A canonical tag (<link rel='canonical' href='...'>) tells search engines which URL is the preferred version of a page when multiple URLs serve the same or very similar content. It consolidates ranking signals to a single URL and prevents duplicate content penalties.

When should a canonical be self-referential?

Most pages should have a self-referential canonical — the canonical URL matches the page's own URL. This is a best practice signal that tells search engines there is no preferred alternative version. Only set a different canonical when you intentionally want to consolidate signals from a duplicate or near-duplicate page.

What happens if a canonical tag is missing?

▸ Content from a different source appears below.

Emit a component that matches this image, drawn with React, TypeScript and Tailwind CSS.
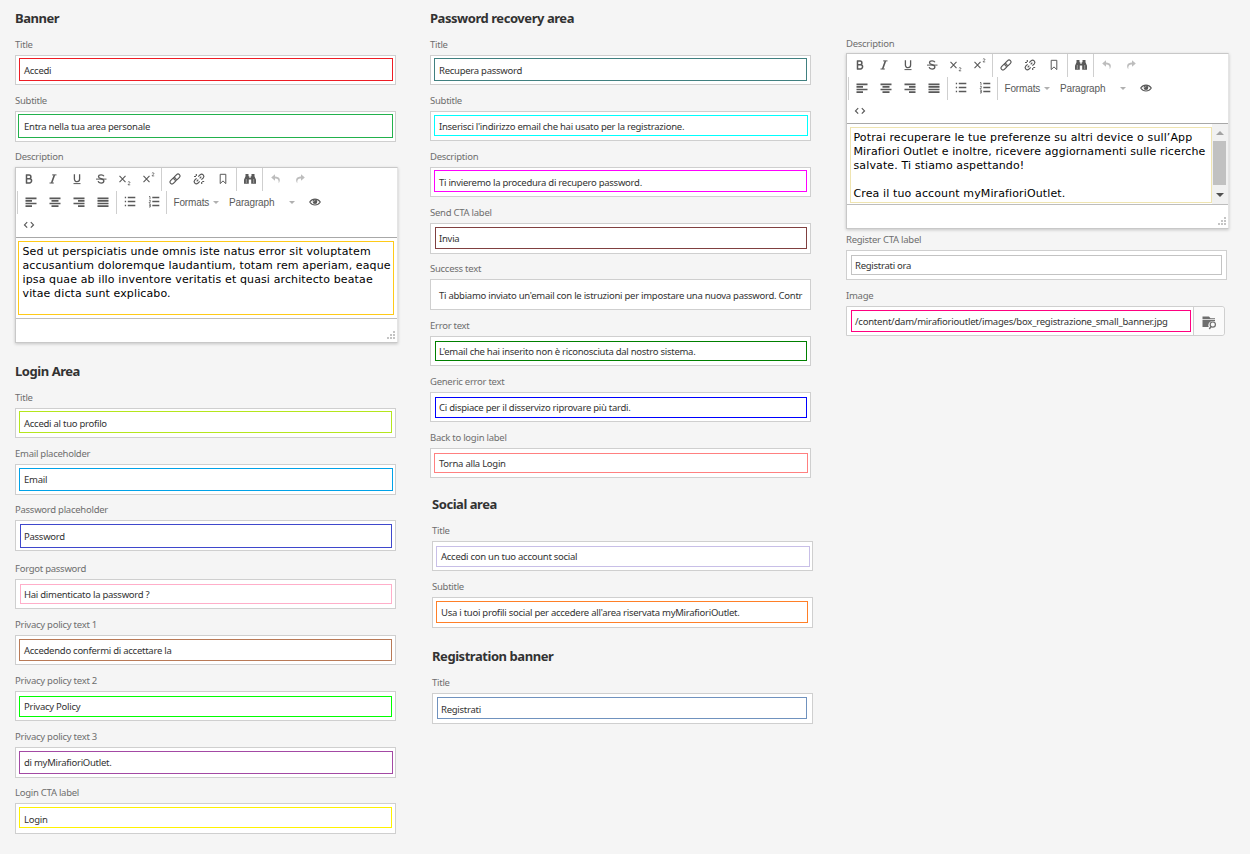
import type { ReactNode } from "react";

type FieldProps = {
  label: string;
  value: string;
  /** Box height and space below it */
  box: string;
  /** Margins and colour of the highlight frame inside the box */
  frame: string;
  text?: string;
};

const labelClass =
  "h-5 whitespace-nowrap text-[9.5px] leading-[20px] tracking-[-0.26px] text-[#6e6e6e]";
const valueClass =
  "[grid-area:1/1] whitespace-nowrap text-[9.5px] leading-[15px] text-[#323232]";

function Field({ label, value, box, frame, text = "mt-2" }: FieldProps) {
  return (
    <div>
      <div className={labelClass}>{label}</div>
      <div className={`grid w-[381px] border border-[#cfcfcf] bg-white ${box}`}>
        <div className={`[grid-area:1/1] border ${frame}`} />
        <div className={`${valueClass} ml-2 mr-1.5 tracking-[-0.26px] ${text}`}>{value}</div>
      </div>
    </div>
  );
}

function Heading({ children }: { children: ReactNode }) {
  return (
    <h2 className="h-[18px] whitespace-nowrap text-[13px] font-bold leading-[18px] tracking-[-0.45px] text-[#323232]">
      {children}
    </h2>
  );
}

function Icon({ children, faded }: { children: ReactNode; faded?: boolean }) {
  return (
    <span
      className={`flex h-[23px] w-6 shrink-0 items-start justify-center pt-[3px] ${
        faded ? "text-[#bdbdbd]" : "text-[#595959]"
      }`}
    >
      <svg
        width="16"
        height="16"
        viewBox="0 0 16 16"
        fill="none"
        stroke="currentColor"
        strokeWidth="1.4"
      >
        {children}
      </svg>
    </span>
  );
}

function Sep({ className = "" }: { className?: string }) {
  return <span className={`mr-px h-[23px] w-px shrink-0 bg-[#cfcfcf] ${className}`} />;
}

function Caret() {
  return (
    <svg width="6" height="3" viewBox="0 0 6 3" fill="#b0b0b0">
      <path d="M0 0h6L3 3z" />
    </svg>
  );
}

function Toolbar() {
  return (
    <div className="h-[70px] border-b border-[#a8a8a8] pl-px">
      <div className="flex h-[23px]">
        <Icon>
          <path d="M5.5 3.500v9M5 4.100h3.100a1.800 1.800 0 0 1 0 3.600H5.500M8.100 7.700h.4a2.100 2.100 0 0 1 0 4.200H5" strokeWidth="1.500" />
        </Icon>
        <Icon>
          <path d="M7.200 3.900h4.300M4.500 12h4.300" strokeWidth="1" />
          <path d="M9.400 4L6.600 12" strokeWidth="1.600" />
        </Icon>
        <Icon>
          <path d="M5.400 3.300v4.800a2.600 2.600 0 0 0 5.200 0V3.300" strokeWidth="1.300" />
          <path d="M4.500 12.600h7" strokeWidth="1" />
        </Icon>
        <Icon>
          <path d="M10.900 5.300C10.500 4.300 9.500 3.900 8.100 3.900 6.500 3.900 5.500 4.600 5.500 5.700c0 2.700 5.400 1.400 5.400 4.100 0 1.400-1.100 2.300-2.800 2.300-1.600 0-2.700-.6-3-1.900" strokeWidth="1.300" />
          <path d="M3 8.100h10.500" strokeWidth="1" />
        </Icon>
        <Icon>
          <path d="M2.500 4.800l6 6.300M8.500 4.800l-6 6.300" strokeWidth="1.100" />
          <path d="M10.900 11.200c.4-.8 2-.7 2 .2 0 .9-1.600 1.400-1.900 2.400h2.200" strokeWidth=".8" />
        </Icon>
        <Icon>
          <path d="M2.500 4.800l6 6.300M8.500 4.800l-6 6.300" strokeWidth="1.100" />
          <path d="M10.900 2.300c.4-.8 2-.7 2 .2 0 .9-1.600 1.400-1.900 2.400h2.200" strokeWidth=".8" />
        </Icon>
        <Sep />
        <Icon>
          <rect x="6.300" y="4.100" width="7.200" height="4" rx="2" transform="rotate(-45 9.900 6.100)" strokeWidth="1.200" />
          <rect x="2.500" y="7.900" width="7.200" height="4" rx="2" transform="rotate(-45 6.100 9.900)" strokeWidth="1.200" />
        </Icon>
        <Icon>
          <path d="M7.300 5.600l1.900-1.900a2.200 2.200 0 0 1 3.100 3.100L10.400 8.700M8.700 10.400l-1.900 1.900a2.200 2.200 0 0 1-3.100-3.100L5.600 7.300M5.700 10.300l1.600-1.600M8.700 7.300l1.600-1.600M5.300 3v2M3 5.500h2M10.700 11v2M11.200 10.500h2" strokeWidth="1.200" />
        </Icon>
        <Icon>
          <path d="M5.200 3.300h5.600v9.300L8 9.900l-2.800 2.700z" strokeWidth="1" />
        </Icon>
        <Sep className="ml-px" />
        <Icon>
          <path d="M3.500 3h3v2.200h.8v1.600h1.400V5.200h.8V3h3v2.200l1.500 3.600v4H9.200V8.600H6.800v4.200H2V8.800l1.500-3.600z" fill="currentColor" stroke="none" />
          <path d="M4.300 8v4M11.700 8v4" stroke="white" strokeWidth=".4" />
        </Icon>
        <Sep />
        <Icon faded>
          <path d="M7 3.200L3.200 6.500 7 9.800V7.600c2.600 0 4.100 1.300 3.600 4.700C13 9.200 12 5.400 7 5.400z" fill="currentColor" stroke="none" />
        </Icon>
        <Icon faded>
          <path d="M9 3.200l3.800 3.300L9 9.800V7.600c-2.600 0-4.100 1.300-3.600 4.700C3 9.200 4 5.400 9 5.400z" fill="currentColor" stroke="none" />
        </Icon>
      </div>
      <div className="flex h-[23px]">
        <Sep />
        <Icon>
          <path d="M2.500 4.300h11M2.500 6.900h6.500M2.500 9.500h11M2.500 12.100h6.500" strokeWidth="1.700" />
        </Icon>
        <Icon>
          <path d="M2.500 4.300h11M4.500 6.900h7M2.500 9.500h11M4.500 12.100h7" strokeWidth="1.700" />
        </Icon>
        <Icon>
          <path d="M2.500 4.300h11M7 6.900h6.500M2.500 9.500h11M7 12.100h6.500" strokeWidth="1.700" />
        </Icon>
        <Icon>
          <path d="M2.500 4.300h11M2.500 6.900h11M2.500 9.500h11M2.500 12.100h11" strokeWidth="1.700" />
        </Icon>
        <Sep className="ml-px" />
        <Icon>
          <path d="M5.800 3.500h7.500M5.800 7.500h7.500M5.800 11.500h7.500M2.800 3.500h1.300M2.800 7.500h1.300M2.800 11.500h1.300" strokeWidth="1.300" />
        </Icon>
        <Icon>
          <path d="M6.300 3.500h7M6.300 7.500h7M6.300 11.500h7" strokeWidth="1.300" />
          <path d="M3 2.500h1V5M3 6.200h1.300v1.200L3 8.700h1.500M3 10h1.300v3H3M3.300 11.500h1" strokeWidth=".8" />
        </Icon>
        <Sep />
        <div className="ml-[5.5px] flex w-[55.5px] items-center gap-[3px] whitespace-nowrap font-['Liberation_Sans',sans-serif] text-[10px] tracking-[-0.15px] text-[#595959]">
          <span className="w-9">Formats</span>
          <Caret />
        </div>
        <div className="flex w-[66px] items-center justify-between whitespace-nowrap font-['Liberation_Sans',sans-serif] text-[10px] tracking-[-0.15px] text-[#595959]">
          Paragraph
          <Caret />
        </div>
        <span className="w-[7.5px]" />
        <Icon>
          <path d="M2.700 8c2.600-3.900 8-3.900 10.600 0-2.600 3.900-8 3.900-10.600 0z" strokeWidth="1.100" />
          <circle cx="8" cy="7.800" r="2.300" fill="currentColor" stroke="none" />
          <path d="M6.700 7.500l1-1" stroke="white" strokeWidth=".9" />
        </Icon>
      </div>
      <div className="flex h-[23px]">
        <Icon>
          <path d="M6.200 5.100L3.500 7.900l2.700 2.800M9.800 5.100l2.700 2.800-2.700 2.800" strokeWidth="1.200" />
        </Icon>
      </div>
    </div>
  );
}

function Editor({ children }: { children: ReactNode }) {
  return (
    <div className="flex h-44 w-[383px] flex-col border border-[#c8c8c8] border-r-[#e4e4e4] bg-white shadow-[0_1px_3px_rgba(0,0,0,0.2)]">
      <Toolbar />
      <div className="flex h-[81px] border-b border-[#bdbdbd] font-['DejaVu_Sans',sans-serif] text-[11px] leading-[14px] tracking-[0.12px] text-black">
        {children}
      </div>
      <div className="flex flex-1 items-end justify-end pb-[3px] pr-[2px]">
        <svg width="8" height="8" viewBox="0 0 8 8" fill="#c4c4c4">
          <path d="M6 0h2v2H6zM6 3h2v2H6zM6 6h2v2H6zM3 3h2v2H3zM3 6h2v2H3zM0 6h2v2H0z" />
        </svg>
      </div>
    </div>
  );
}

export default function App() {
  return (
    <div className="flex h-[854px] w-[1250px] overflow-hidden bg-[#f5f5f5] pl-[15px] font-['Noto_Sans',sans-serif]">
      <div className="w-[415px] shrink-0 pt-[9px]">
        <Heading>Banner</Heading>
        <div className="h-2" />
        <Field label="Title" value="Accedi" box="h-[30px] mb-1.5" frame="ml-[3px] mr-[2px] mt-[2px] mb-[3px] border-[#ed1c24]" text="mt-[7px]" />
        <Field label="Subtitle" value="Entra nella tua area personale" box="h-[31px] mb-[5px]" frame="ml-[2px] mr-[2px] mt-[2px] mb-[3px] border-[#22b14c]" text="mt-[7px]" />
        <div className={labelClass}>Description</div>
        <Editor>
          <div className="mb-[3px] ml-[2px] mr-[3px] mt-[3px] flex-1 whitespace-nowrap border border-[#ffca18] pl-[3.5px] pt-[3px]">
            Sed ut perspiciatis unde omnis iste natus error sit voluptatem
            <br />
            accusantium doloremque laudantium, totam rem aperiam, eaque
            <br />
            ipsa quae ab illo inventore veritatis et quasi architecto beatae
            <br />
            vitae dicta sunt explicabo.
          </div>
        </Editor>
        <div className="h-[19px]" />
        <Heading>Login Area</Heading>
        <div className="h-2" />
        <Field label="Title" value="Accedi al tuo profilo" box="h-[30px] mb-1.5" frame="ml-[3px] mr-[3px] mt-[2px] mb-[4px] border-[#b5e61d]" text="mt-[7px]" />
        <Field label="Email placeholder" value="Email" box="h-[31px] mb-[5px]" frame="ml-[3px] mr-[2px] mt-[3px] mb-[3px] border-[#00a2e8]" text="mt-[7px]" />
        <Field label="Password placeholder" value="Password" box="h-[31px] mb-2" frame="ml-[4px] mr-[3px] mt-[3px] mb-[2px] border-[#3f48cc]" />
        <Field label="Forgot password" value="Hai dimenticato la password ?" box="h-[30px] mb-1.5" frame="ml-[4px] mr-[3px] mt-[4px] mb-[4px] border-[#ffaec9]" text="mt-[7px]" />
        <Field label="Privacy policy text 1" value="Accedendo confermi di accettare la" box="h-[30px] mb-1.5" frame="ml-[3px] mr-[3px] mt-[3px] mb-[3px] border-[#b97a57]" text="mt-[7px]" />
        <Field label="Privacy policy text 2" value="Privacy Policy" box="h-[30px] mb-1.5" frame="ml-[3px] mr-[3px] mt-[4px] mb-[3px] border-[#00ff00]" text="mt-[7px]" />
        <Field label="Privacy policy text 3" value="di myMirafioriOutlet." box="h-[31px] mb-[5px]" frame="ml-[3px] mr-[2px] mt-[3px] mb-[3px] border-[#a349a4]" text="mt-[7px]" />
        <Field label="Login CTA label" value="Login" box="h-[31px]" frame="ml-[3px] mr-[3px] mt-[3px] mb-[5px] border-[#fff200]" />
      </div>

      <div className="w-[416px] shrink-0 pt-[9px]">
        <Heading>Password recovery area</Heading>
        <div className="h-2" />
        <Field label="Title" value="Recupera password" box="h-[30px] mb-1.5" frame="ml-[3px] mr-[3px] mt-[2px] mb-[3px] border-[#408080]" text="mt-[7px]" />
        <Field label="Subtitle" value="Inserisci l'indirizzo email che hai usato per la registrazione." box="h-[30px] mb-1.5" frame="ml-[3px] mr-[2px] mt-[3px] mb-[4px] border-[#00ffff]" text="mt-[7px]" />
        <Field label="Description" value="Ti invieremo la procedura di recupero password." box="h-[30px] mb-1.5" frame="ml-[3px] mr-[3px] mt-[2px] mb-[4px] border-[#ff00ff]" text="mt-[7px]" />
        <Field label="Send CTA label" value="Invia" box="h-[31px] mb-[5px]" frame="ml-[4px] mr-[3px] mt-[3px] mb-[4px] border-[#804040]" text="mt-[7px]" />
        <Field label="Success text" value="Ti abbiamo inviato un'email con le istruzioni per impostare una nuova password. Contr" box="h-[31px] mb-1.5" frame="m-[3px] border-white" />
        <Field label="Error text" value="L'email che hai inserito non è riconosciuta dal nostro sistema." box="h-[30px] mb-1.5" frame="ml-[4px] mr-[3px] mt-[4px] mb-[4px] border-[#008000]" text="mt-[7px]" />
        <Field label="Generic error text" value="Ci dispiace per il disservizo riprovare più tardi." box="h-[30px] mb-1.5" frame="ml-[4px] mr-[3px] mt-[4px] mb-[3px] border-[#0000ff]" text="mt-[7px]" />
        <Field label="Back to login label" value="Torna alla Login" box="h-[30px]" frame="ml-[3px] mr-[2px] mt-[4px] mb-[4px] border-[#ff8080]" text="mt-[7px]" />
        <div className="ml-[2px] mt-[17px]">
          <Heading>Social area</Heading>
          <div className="h-2" />
          <Field label="Title" value="Accedi con un tuo account social" box="h-[30px] mb-1.5" frame="ml-[3px] mr-[2px] mt-[4px] mb-[3px] border-[#c8bfe7]" text="mt-[7px]" />
          <Field label="Subtitle" value="Usa i tuoi profili social per accedere all'area riservata myMirafioriOutlet." box="h-[31px] mb-[19px]" frame="ml-[3px] mr-[4px] mt-[3px] mb-[4px] border-[#ff7f27]" text="mt-[7px]" />
          <Heading>Registration banner</Heading>
          <div className="h-2" />
          <Field label="Title" value="Registrati" box="h-[31px]" frame="ml-[4px] mr-[5px] mt-[3px] mb-[4px] border-[#7092be]" />
        </div>
      </div>

      <div className="w-[383px] shrink-0 pt-[34px]">
        <div className={labelClass}>Description</div>
        <div className="-mt-px">
          <Editor>
            <div className="mb-px ml-[3px] mt-[3px] w-[362px] shrink-0 whitespace-nowrap border border-[#efe4b0] pl-[2.5px] pt-[3px]">
              Potrai recuperare le tue preferenze su altri device o sull’App
              <br />
              Mirafiori Outlet e inoltre, ricevere aggiornamenti sulle ricerche
              <br />
              salvate. Ti stiamo aspettando!
              <br />
              <br />
              Crea il tuo account myMirafioriOutlet.
            </div>
            <div className="flex w-[16px] shrink-0 flex-col items-center bg-[#f1f1f1] pr-px pt-[7px]">
              <svg className="shrink-0" width="8" height="4" viewBox="0 0 8 4" fill="#a3a3a3">
                <path d="M0 4h8L4 0z" />
              </svg>
              <div className="mt-[6px] h-11 w-[13px] shrink-0 bg-[#c1c1c1]" />
              <svg className="mt-[8px] shrink-0" width="8" height="4" viewBox="0 0 8 4" fill="#505050">
                <path d="M0 0h8L4 4z" />
              </svg>
            </div>
          </Editor>
        </div>
        <div className="h-px" />
        <Field label="Register CTA label" value="Registrati ora" box="h-[30px] mb-1.5" frame="ml-[4px] mr-[4px] mt-[4px] mb-[4px] border-[#c3c3c3]" text="mt-[7px]" />
        <div className={labelClass}>Image</div>
        <div className="flex h-[30px] w-[379px] rounded-r-[3px] border border-[#cfcfcf] bg-white">
          <div className="grid w-[347px] shrink-0 border-r border-[#cfcfcf]">
            <div className="mb-[3px] ml-[4px] mr-[2px] mt-[3px] border border-[#ff0080] [grid-area:1/1]" />
            <div className={`${valueClass} ml-2 mt-[7px] tracking-[-0.21px]`}>
              /content/dam/mirafiorioutlet/images/box_registrazione_small_banner.jpg
            </div>
          </div>
          <div className="flex flex-1 items-center justify-center rounded-r-[3px] bg-[#fafafa] pt-[3px]">
            <svg width="15" height="14" viewBox="0 0 15 14" fill="none">
              <path d="M.5.5H7l1.500 1.700H13v1H.5zM.5 4H13v1.200H10A4 4 0 0 0 6.700 11H.5z" fill="#6e6e6e" />
              <circle cx="10.800" cy="8.600" r="2.600" stroke="#6e6e6e" strokeWidth="1.200" />
              <path d="M9 10.600L7.300 13" stroke="#6e6e6e" strokeWidth="1.500" />
            </svg>
          </div>
        </div>
      </div>
    </div>
  );
}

Without a canonical, search engines may identify multiple versions of your page (HTTP/HTTPS, www/non-www, with/without trailing slash, URL parameters) as separate pages and split ranking signals across them. Always set an explicit canonical to avoid accidental duplicate content.

Can I use a canonical to consolidate signals across domains?

Yes, cross-domain canonicals are supported by Google. If you publish the same content on two different domains and prefer one, set the canonical on the secondary domain pointing to the primary domain URL. Google will consolidate ranking signals to the canonical URL.

What is the difference between a canonical and a 301 redirect?

A 301 redirect physically sends users and bots to a new URL — the old URL is no longer served. A canonical leaves the original URL accessible but signals which version is preferred for indexing. Use a 301 when the old URL should cease to exist; use canonical when multiple URLs serve content that should be indexed only under one URL.